## What you are asked to do
Identify each line below containing the string "this" and copy it.
··········
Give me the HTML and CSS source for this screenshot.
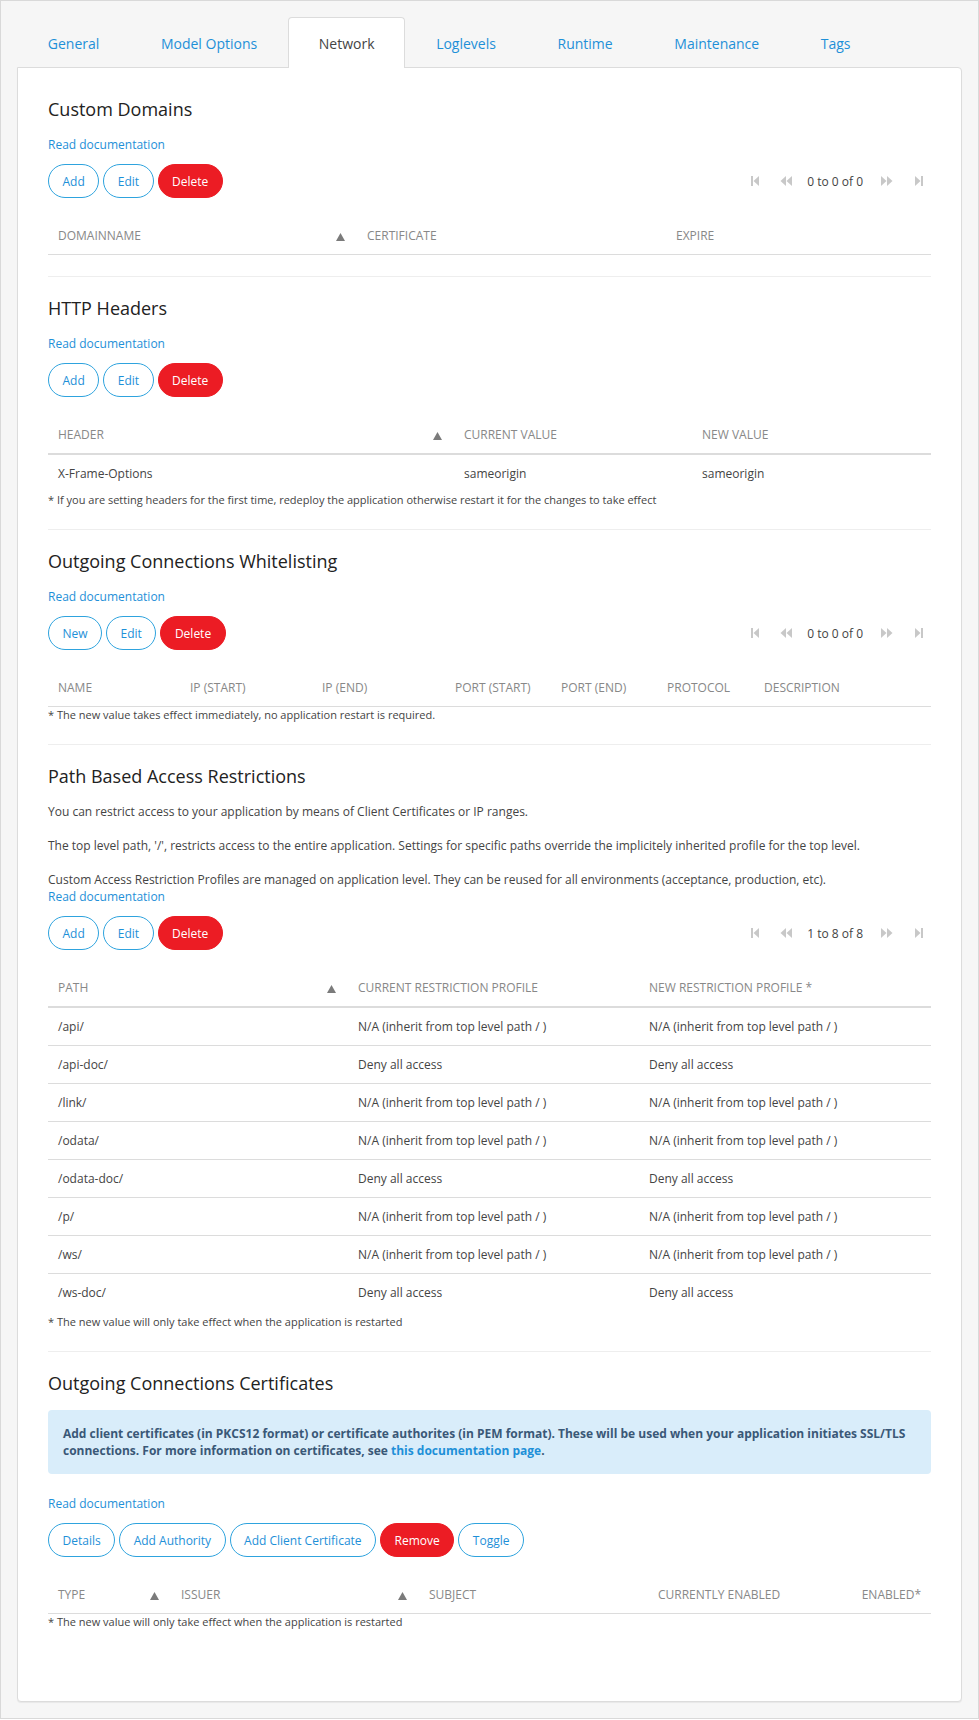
FILE: index.html
```html
<!DOCTYPE html>
<html lang="en">
<head>
<meta charset="utf-8">
<title>Network</title>
<link rel="stylesheet" href="styles.css">
</head>
<body>
<div class="page">
  <ul class="tabs">
    <li><a class="tab" href="#">General</a></li>
    <li><a class="tab" href="#">Model Options</a></li>
    <li><a class="tab active" href="#">Network</a></li>
    <li><a class="tab" href="#">Loglevels</a></li>
    <li><a class="tab" href="#">Runtime</a></li>
    <li><a class="tab" href="#">Maintenance</a></li>
    <li><a class="tab" href="#">Tags</a></li>
  </ul>

  <div class="panel">

    <section class="section">
      <h2 class="title">Custom Domains</h2>
      <a class="doc" href="#">Read documentation</a>
      <div class="toolbar">
        <div class="btns">
          <button class="btn">Add</button>
          <button class="btn">Edit</button>
          <button class="btn danger">Delete</button>
        </div>
        <div class="pager">
          <span class="pg pg-first"><svg width="8" height="10" viewBox="0 0 8 10"><rect x="0" y="0" width="2" height="10" fill="#c8c8c8"/><polygon points="8,0 2.5,5 8,10" fill="#c8c8c8"/></svg></span>
          <span class="pg pg-prev"><svg width="12" height="10" viewBox="0 0 12 10"><polygon points="6,0 0.5,5 6,10" fill="#c8c8c8"/><polygon points="12,0 6.5,5 12,10" fill="#c8c8c8"/></svg></span>
          <span class="pg-text">0 to 0 of 0</span>
          <span class="pg pg-next"><svg width="12" height="10" viewBox="0 0 12 10"><polygon points="0,0 5.5,5 0,10" fill="#c8c8c8"/><polygon points="6,0 11.5,5 6,10" fill="#c8c8c8"/></svg></span>
          <span class="pg pg-last"><svg width="8" height="10" viewBox="0 0 8 10"><polygon points="0,0 5.5,5 0,10" fill="#c8c8c8"/><rect x="6" y="0" width="2" height="10" fill="#c8c8c8"/></svg></span>
        </div>
      </div>
      <table class="grid">
        <colgroup><col class="w309"><col class="w309"><col></colgroup>
        <thead>
          <tr><th><span class="sort"><svg width="9" height="8" viewBox="0 0 9 8"><polygon points="4.5,0 9,8 0,8" fill="#7b7b7b"/></svg></span>Domainname</th><th>Certificate</th><th>Expire</th></tr>
        </thead>
      </table>
    </section>

    <section class="section">
      <h2 class="title">HTTP Headers</h2>
      <a class="doc" href="#">Read documentation</a>
      <div class="toolbar">
        <div class="btns">
          <button class="btn">Add</button>
          <button class="btn">Edit</button>
          <button class="btn danger">Delete</button>
        </div>
      </div>
      <table class="grid">
        <colgroup><col class="w406"><col class="w238"><col></colgroup>
        <thead>
          <tr><th><span class="sort"><svg width="9" height="8" viewBox="0 0 9 8"><polygon points="4.5,0 9,8 0,8" fill="#7b7b7b"/></svg></span>Header</th><th>Current Value</th><th>New Value</th></tr>
        </thead>
        <tbody>
          <tr><td>X-Frame-Options</td><td>sameorigin</td><td>sameorigin</td></tr>
        </tbody>
      </table>
      <p class="note">* If you are setting headers for the first time, redeploy the application otherwise restart it for the changes to take effect</p>
    </section>

    <section class="section">
      <h2 class="title">Outgoing Connections Whitelisting</h2>
      <a class="doc" href="#">Read documentation</a>
      <div class="toolbar">
        <div class="btns">
          <button class="btn">New</button>
          <button class="btn">Edit</button>
          <button class="btn danger">Delete</button>
        </div>
        <div class="pager">
          <span class="pg pg-first"><svg width="8" height="10" viewBox="0 0 8 10"><rect x="0" y="0" width="2" height="10" fill="#c8c8c8"/><polygon points="8,0 2.5,5 8,10" fill="#c8c8c8"/></svg></span>
          <span class="pg pg-prev"><svg width="12" height="10" viewBox="0 0 12 10"><polygon points="6,0 0.5,5 6,10" fill="#c8c8c8"/><polygon points="12,0 6.5,5 12,10" fill="#c8c8c8"/></svg></span>
          <span class="pg-text">0 to 0 of 0</span>
          <span class="pg pg-next"><svg width="12" height="10" viewBox="0 0 12 10"><polygon points="0,0 5.5,5 0,10" fill="#c8c8c8"/><polygon points="6,0 11.5,5 6,10" fill="#c8c8c8"/></svg></span>
          <span class="pg pg-last"><svg width="8" height="10" viewBox="0 0 8 10"><polygon points="0,0 5.5,5 0,10" fill="#c8c8c8"/><rect x="6" y="0" width="2" height="10" fill="#c8c8c8"/></svg></span>
        </div>
      </div>
      <table class="grid">
        <colgroup><col class="w132"><col class="w132"><col class="w133"><col class="w106"><col class="w106"><col class="w97"><col></colgroup>
        <thead>
          <tr><th>Name</th><th>IP (Start)</th><th>IP (End)</th><th>Port (Start)</th><th>Port (End)</th><th>Protocol</th><th>Description</th></tr>
        </thead>
      </table>
      <p class="note">* The new value takes effect immediately, no application restart is required.</p>
    </section>

    <section class="section">
      <h2 class="title">Path Based Access Restrictions</h2>
      <p class="para">You can restrict access to your application by means of Client Certificates or IP ranges.</p>
      <p class="para">The top level path, '/', restricts access to the entire application. Settings for specific paths override the implicitely inherited profile for the top level.</p>
      <p class="para last">Custom Access Restriction Profiles are managed on application level. They can be reused for all environments (acceptance, production, etc).</p>
      <a class="doc tight" href="#">Read documentation</a>
      <div class="toolbar">
        <div class="btns">
          <button class="btn">Add</button>
          <button class="btn">Edit</button>
          <button class="btn danger">Delete</button>
        </div>
        <div class="pager">
          <span class="pg pg-first"><svg width="8" height="10" viewBox="0 0 8 10"><rect x="0" y="0" width="2" height="10" fill="#c8c8c8"/><polygon points="8,0 2.5,5 8,10" fill="#c8c8c8"/></svg></span>
          <span class="pg pg-prev"><svg width="12" height="10" viewBox="0 0 12 10"><polygon points="6,0 0.5,5 6,10" fill="#c8c8c8"/><polygon points="12,0 6.5,5 12,10" fill="#c8c8c8"/></svg></span>
          <span class="pg-text">1 to 8 of 8</span>
          <span class="pg pg-next"><svg width="12" height="10" viewBox="0 0 12 10"><polygon points="0,0 5.5,5 0,10" fill="#c8c8c8"/><polygon points="6,0 11.5,5 6,10" fill="#c8c8c8"/></svg></span>
          <span class="pg pg-last"><svg width="8" height="10" viewBox="0 0 8 10"><polygon points="0,0 5.5,5 0,10" fill="#c8c8c8"/><rect x="6" y="0" width="2" height="10" fill="#c8c8c8"/></svg></span>
        </div>
      </div>
      <table class="grid">
        <colgroup><col class="w300"><col class="w291"><col></colgroup>
        <thead>
          <tr><th><span class="sort"><svg width="9" height="8" viewBox="0 0 9 8"><polygon points="4.5,0 9,8 0,8" fill="#7b7b7b"/></svg></span>Path</th><th>Current Restriction Profile</th><th>New Restriction Profile *</th></tr>
        </thead>
        <tbody>
          <tr><td>/api/</td><td>N/A (inherit from top level path / )</td><td>N/A (inherit from top level path / )</td></tr>
          <tr><td>/api-doc/</td><td>Deny all access</td><td>Deny all access</td></tr>
          <tr><td>/link/</td><td>N/A (inherit from top level path / )</td><td>N/A (inherit from top level path / )</td></tr>
          <tr><td>/odata/</td><td>N/A (inherit from top level path / )</td><td>N/A (inherit from top level path / )</td></tr>
          <tr><td>/odata-doc/</td><td>Deny all access</td><td>Deny all access</td></tr>
          <tr><td>/p/</td><td>N/A (inherit from top level path / )</td><td>N/A (inherit from top level path / )</td></tr>
          <tr><td>/ws/</td><td>N/A (inherit from top level path / )</td><td>N/A (inherit from top level path / )</td></tr>
          <tr><td>/ws-doc/</td><td>Deny all access</td><td>Deny all access</td></tr>
        </tbody>
      </table>
      <p class="note spaced">* The new value will only take effect when the application is restarted</p>
    </section>

    <section class="section final">
      <h2 class="title">Outgoing Connections Certificates</h2>
      <div class="info">Add client certificates (in PKCS12 format) or certificate authorites (in PEM format). These will be used when your application initiates SSL/TLS connections. For more information on certificates, see <a href="#">this documentation page</a>.</div>
      <a class="doc after-info" href="#">Read documentation</a>
      <div class="toolbar">
        <div class="btns">
          <button class="btn">Details</button>
          <button class="btn">Add Authority</button>
          <button class="btn">Add Client Certificate</button>
          <button class="btn danger">Remove</button>
          <button class="btn">Toggle</button>
        </div>
      </div>
      <table class="grid">
        <colgroup><col class="w123"><col class="w248"><col class="w229"><col class="w172"><col></colgroup>
        <thead>
          <tr><th><span class="sort"><svg width="9" height="8" viewBox="0 0 9 8"><polygon points="4.5,0 9,8 0,8" fill="#7b7b7b"/></svg></span>Type</th><th><span class="sort"><svg width="9" height="8" viewBox="0 0 9 8"><polygon points="4.5,0 9,8 0,8" fill="#7b7b7b"/></svg></span>Issuer</th><th>Subject</th><th>Currently Enabled</th><th class="right">Enabled*</th></tr>
        </thead>
      </table>
      <p class="note">* The new value will only take effect when the application is restarted</p>
    </section>

  </div>
</div>
</body>
</html>
```

FILE: styles.css
```css
* { box-sizing: border-box; }

body {
  margin: 0;
  font-family: "Open Sans", "Noto Sans", sans-serif;
  color: #444;
  font-size: 12px;
}

.page {
  border: 1px solid #d9d9d9;
  background: #f6f6f6;
  padding: 16px;
  min-height: 1719px;
}

/* Tabs */
.tabs {
  list-style: none;
  margin: 0;
  padding: 0;
  display: flex;
  position: relative;
  z-index: 1;
}

.tab {
  display: block;
  padding: 3px 29.8px 0;
  line-height: 46px;
  font-size: 14px;
  color: #1e90d8;
  text-decoration: none;
  border: 1px solid transparent;
  border-bottom: 0;
  border-radius: 4px 4px 0 0;
}

.tab.active {
  background: #fff;
  color: #444;
  border-color: #dcdcdc;
  margin-bottom: -1px;
  padding-bottom: 1px;
}

/* Panel */
.panel {
  background: #fff;
  border: 1px solid #dcdcdc;
  border-radius: 0 4px 4px 4px;
  box-shadow: 0 1px 1px rgba(0, 0, 0, 0.06);
  padding: 29px 30px 30px;
}

.section {
  border-bottom: 1px solid #eeeeee;
  padding: 0 0 21px;
  margin-bottom: 19px;
}

.section.final {
  border-bottom: 0;
  margin-bottom: 0;
  padding-bottom: 41px;
}

.title {
  margin: 0;
  font-size: 18px;
  line-height: 24px;
  font-weight: 400;
  color: #222;
}

.doc {
  display: block;
  width: fit-content;
  margin-top: 16px;
  font-size: 12px;
  line-height: 16px;
  color: #1e90d8;
  text-decoration: none;
}

.doc.tight { margin-top: 1px; }
.doc.after-info { margin-top: 22px; }

.para {
  margin: 15px 0 0;
  font-size: 12px;
  line-height: 17px;
  color: #444;
}

.para + .para { margin-top: 17px; }

/* Toolbar */
.toolbar {
  display: flex;
  align-items: center;
  justify-content: space-between;
  margin-top: 11px;
  height: 34px;
}

.btns {
  display: flex;
  gap: 4px;
}

.btn {
  font-family: "Open Sans", "Noto Sans", sans-serif;
  font-size: 12px;
  height: 34px;
  padding: 0 13.5px;
  border: 1px solid #2ea3de;
  border-radius: 17px;
  background: #fff;
  color: #1e90d8;
  cursor: pointer;
}

.btn.danger {
  background: #ec1c24;
  border-color: #ec1c24;
  color: #fff;
}

.pager {
  display: flex;
  align-items: center;
  margin-right: 8px;
}

.pg {
  display: flex;
  align-items: center;
  justify-content: center;
  height: 34px;
}

.pg-first { margin-right: 21px; }
.pg-prev { margin-right: 15px; }
.pg-text { font-size: 12px; color: #444; }
.pg-next { margin-left: 18px; margin-right: 22px; }

/* Tables */
.grid {
  width: 100%;
  border-collapse: collapse;
  table-layout: fixed;
  margin-top: 19px;
}

.grid th {
  text-align: left;
  font-weight: 400;
  text-transform: uppercase;
  color: #888;
  font-size: 12px;
  line-height: 37px;
  padding: 0 10px;
  border-bottom: 1px solid #dcdcdc;
  white-space: nowrap;
}

.grid th.right { text-align: right; }

.grid td {
  font-size: 12px;
  line-height: 37px;
  padding: 0 10px;
  color: #444;
  border-top: 1px solid #dcdcdc;
  white-space: nowrap;
}

.grid tbody tr:first-child td { border-top-width: 2px; }

.sort {
  float: right;
  margin-right: 2px;
}

.sort svg { vertical-align: -1px; }

.w309 { width: 309px; }
.w406 { width: 406px; }
.w238 { width: 238px; }
.w132 { width: 132px; }
.w133 { width: 133px; }
.w106 { width: 106px; }
.w97 { width: 97px; }
.w300 { width: 300px; }
.w291 { width: 291px; }
.w123 { width: 123px; }
.w248 { width: 248px; }
.w229 { width: 229px; }
.w172 { width: 172px; }

.note {
  margin: 0;
  width: fit-content;
  font-size: 11px;
  line-height: 16px;
  color: #444;
}

.note.spaced { margin-top: 3px; }

/* Info box */
.info {
  margin-top: 15px;
  background: #d9edfa;
  border-radius: 4px;
  padding: 15px;
  font-size: 12px;
  line-height: 17px;
  font-weight: 700;
  color: #3a5877;
}

.info a {
  color: #1e90d8;
  text-decoration: none;
}
```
··········
## Answer to the task
Give me the HTML and CSS source for this screenshot.
      <div class="info">Add client certificates (in PKCS12 format) or certificate authorites (in PEM format). These will be used when your application initiates SSL/TLS connections. For more information on certificates, see <a href="#">this documentation page</a>.</div>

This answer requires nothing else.